In a few weeks, I’ll be leaving Denver to become Archbishop of Philadelphia. I’ll say goodbye to a great many people that I love very deeply. This is a personal sadness, but I also look forward to the new family I will love in Philadelphia. And CALL will continue as one of my priorities because it needs to be present and fruitful everywhere in our country. That includes our nation’s birthplace.
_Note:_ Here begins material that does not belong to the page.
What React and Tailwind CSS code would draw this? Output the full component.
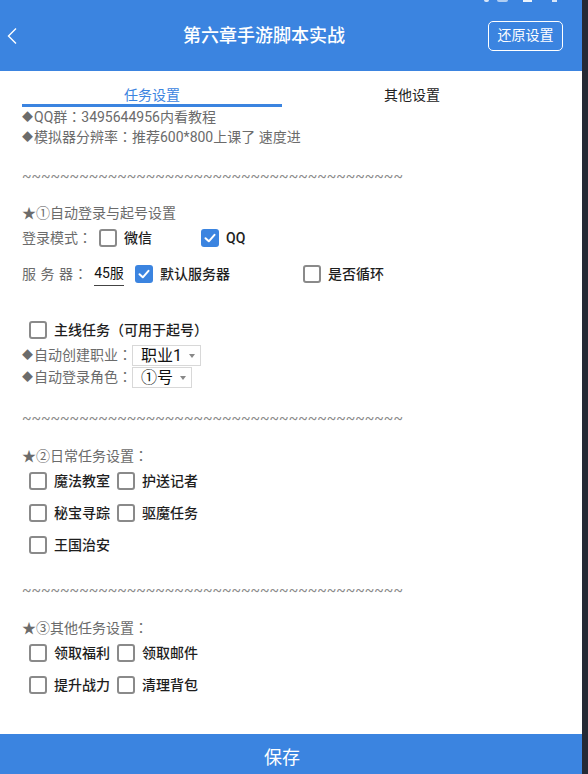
import { useState } from 'react'

const TILDES = '~'.repeat(40)

function Colon() {
  return <span className="font-['Noto_Sans_CJK_JP',sans-serif] leading-none">：</span>
}

function Dot() {
  return <span className="text-[11px] leading-none align-[1px] mr-[1px]">◆</span>
}

function Box({ checked }) {
  if (checked) {
    return (
      <span className="w-[18px] h-[18px] rounded-[3px] bg-[#3b84e0] flex items-center justify-center shrink-0">
        <svg width="14" height="14" viewBox="0 0 14 14">
          <polyline points="2.5,7.2 5.8,10.3 11.5,3.8" fill="none" stroke="white" strokeWidth="2" strokeLinecap="round" strokeLinejoin="round" />
        </svg>
      </span>
    )
  }
  return <span className="w-[18px] h-[18px] rounded-[3px] border-2 border-[#8a8a8a] bg-white shrink-0" />
}

function Check({ label, checked, className = '' }) {
  return (
    <div className={`flex items-center h-6 ${className}`}>
      <Box checked={checked} />
      <span className="ml-[7px] text-[14px] text-[#1e1e1e] font-medium whitespace-nowrap">{label}</span>
    </div>
  )
}

function Select({ value, width }) {
  return (
    <div className={`flex items-center h-[21px] border border-[#d8d8d8] pl-[8px] shrink-0 ${width}`}>
      <span className="text-[16px] text-[#111] leading-none">{value}</span>
      <span className="ml-auto mr-[5px] w-0 h-0 border-l-[3px] border-r-[3px] border-t-[4px] border-l-transparent border-r-transparent border-t-[#888]" />
    </div>
  )
}

function Tilde({ className = '' }) {
  return (
    <div className={`h-5 leading-5 text-[14px] text-[#8a8a8a] whitespace-nowrap ${className}`}>{TILDES}</div>
  )
}

function TaskGrid({ rows }) {
  return (
    <div className="pl-[7px] mt-[3px] flex flex-col gap-2">
      {rows.map((row, i) => (
        <div key={i} className="flex">
          {row.map((t) => (
            <Check key={t} label={t} className="w-[88px]" />
          ))}
        </div>
      ))}
    </div>
  )
}

export default function App() {
  const [tab] = useState(0)

  return (
    <div className="w-[588px] h-[774px] flex bg-[#252a35] font-[Roboto,'Noto_Sans_CJK_SC',sans-serif] overflow-hidden">
      <div className="w-[582px] h-full flex flex-col bg-white">
        {/* Header */}
        <div className="relative h-[71px] bg-[#3b84e0] flex items-center shrink-0">
          <div className="absolute top-0 left-[484px] w-[5px] h-[2px] bg-white/80 rounded-b-sm" />
          <div className="absolute top-0 left-[497px] w-[11px] h-[2px] bg-white/60 rounded-b-sm" />
          <div className="absolute top-0 left-[523px] w-[9px] h-[2px] bg-white/90" />
          <div className="absolute top-0 left-[552px] w-[5px] h-[2px] bg-white/80" />
          <div className="w-[40px] h-full flex items-center pl-[6px]">
            <svg width="12" height="18" viewBox="0 0 12 18">
              <polyline points="10,1.5 2.5,9 10,16.5" fill="none" stroke="white" strokeWidth="1.4" />
            </svg>
          </div>
          <div className="flex-1 text-center text-white text-[18px] font-medium">第六章手游脚本实战</div>
          <div className="mr-[19px] w-[75px] h-[30px] border border-white rounded-[5px] flex items-center justify-center text-white text-[14px]">
            还原设置
          </div>
        </div>

        {/* Body */}
        <div className="flex-1 pl-[22px] min-h-0">
          <div className="flex w-[520px]">
            <div className="flex-1 flex flex-col items-center">
              <span className={`pt-[15px] h-[33px] leading-[18px] text-[14px] ${tab === 0 ? 'text-[#3b84e0]' : 'text-[#222]'}`}>任务设置</span>
              <span className="w-full h-[3px] bg-[#3b84e0]" />
            </div>
            <div className="flex-1 flex flex-col items-center">
              <span className="pt-[15px] h-[33px] leading-[18px] text-[14px] text-[#222]">其他设置</span>
            </div>
          </div>

          <div className="text-[14px] text-[#6b6b6b] whitespace-nowrap">
            <div className="h-5 leading-5"><Dot />QQ群<Colon />3495644956内看教程</div>
            <div className="h-5 leading-5"><Dot />模拟器分辨率<Colon />推荐600*800上课了 速度进</div>
          </div>

          <Tilde className="mt-[19px]" />

          <div className="mt-[17px] h-5 leading-5 text-[14px] text-[#6b6b6b]">★①自动登录与起号设置</div>

          <div className="mt-[3px] flex items-center h-6">
            <span className="w-[77px] shrink-0 text-[14px] text-[#6b6b6b] whitespace-nowrap">登录模式<Colon /></span>
            <Check label="微信" className="w-[102px]" />
            <Check label="QQ" checked />
          </div>

          <div className="mt-[12px] flex items-center h-6">
            <span className="w-[72px] shrink-0 text-[14px] text-[#6b6b6b] whitespace-pre tracking-[0.5px]">服 务 器<Colon /></span>
            <span className="w-[30px] shrink-0 h-6 leading-[23px] border-b border-[#444] text-[14px] text-[#111] text-center">45服</span>
            <Check label="默认服务器" checked className="ml-[11px] w-[168px]" />
            <Check label="是否循环" />
          </div>

          <Check label="主线任务（可用于起号）" className="mt-[32px] ml-[7px]" />

          <div className="mt-[3px] flex items-center h-[21px]">
            <span className="w-[110px] shrink-0 text-[14px] text-[#6b6b6b] whitespace-nowrap"><Dot />自动创建职业<Colon /></span>
            <Select value="职业1" width="w-[69px]" />
          </div>
          <div className="mt-[1px] flex items-center h-[21px]">
            <span className="w-[110px] shrink-0 text-[14px] text-[#6b6b6b] whitespace-nowrap"><Dot />自动登录角色<Colon /></span>
            <Select value="①号" width="w-[60px]" />
          </div>

          <Tilde className="mt-[20px]" />

          <div className="mt-[18px] h-5 leading-5 text-[14px] text-[#6b6b6b]">★②日常任务设置<Colon /></div>
          <TaskGrid rows={[['魔法教室', '护送记者'], ['秘宝寻踪', '驱魔任务'], ['王国治安']]} />

          <Tilde className="mt-[23px]" />

          <div className="mt-[18px] h-5 leading-5 text-[14px] text-[#6b6b6b]">★③其他任务设置<Colon /></div>
          <TaskGrid rows={[['领取福利', '领取邮件'], ['提升战力', '清理背包']]} />
        </div>

        {/* Footer */}
        <div className="h-10 shrink-0 bg-[#3b84e0] flex items-center justify-center pt-[7px] pr-[18px] text-white text-[18px]">
          保存
        </div>
      </div>
    </div>
  )
}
The United States was born in Philadelphia, and if together we can bring a new and zealous Catholic witness to the home of the American experiment, then we can honestly call ourselves disciples.

The man who founded the city of Philadelphia and the future Commonwealth of Pennsylvania, the great Quaker leader William Penn, once wrote, “If [you] would rule well, [you] must rule for God, and to do that, [you] must be ruled by him . . . Those who will not be governed by God will be ruled by tyrants.” Three centuries later, the American Jesuit scholar, John Courtney Murray, meant something very similar when he said, “Those who deny the sovereignty of God over human society are the most dangerous enemies of human liberty.”

America, from its beginnings, has been a nation of faith and a nation of immigrants. Its laws and institutions depend not on where her people came from, but on what they are willing to sacrifice to keep the experiment alive. CALL is an organization built on leaders. Your witness matters. The most important gift you can give to our country is to lead with a courage, wisdom and character rooted in your Catholic faith. If you do that, the experiment will continue, and thrive—and succeed.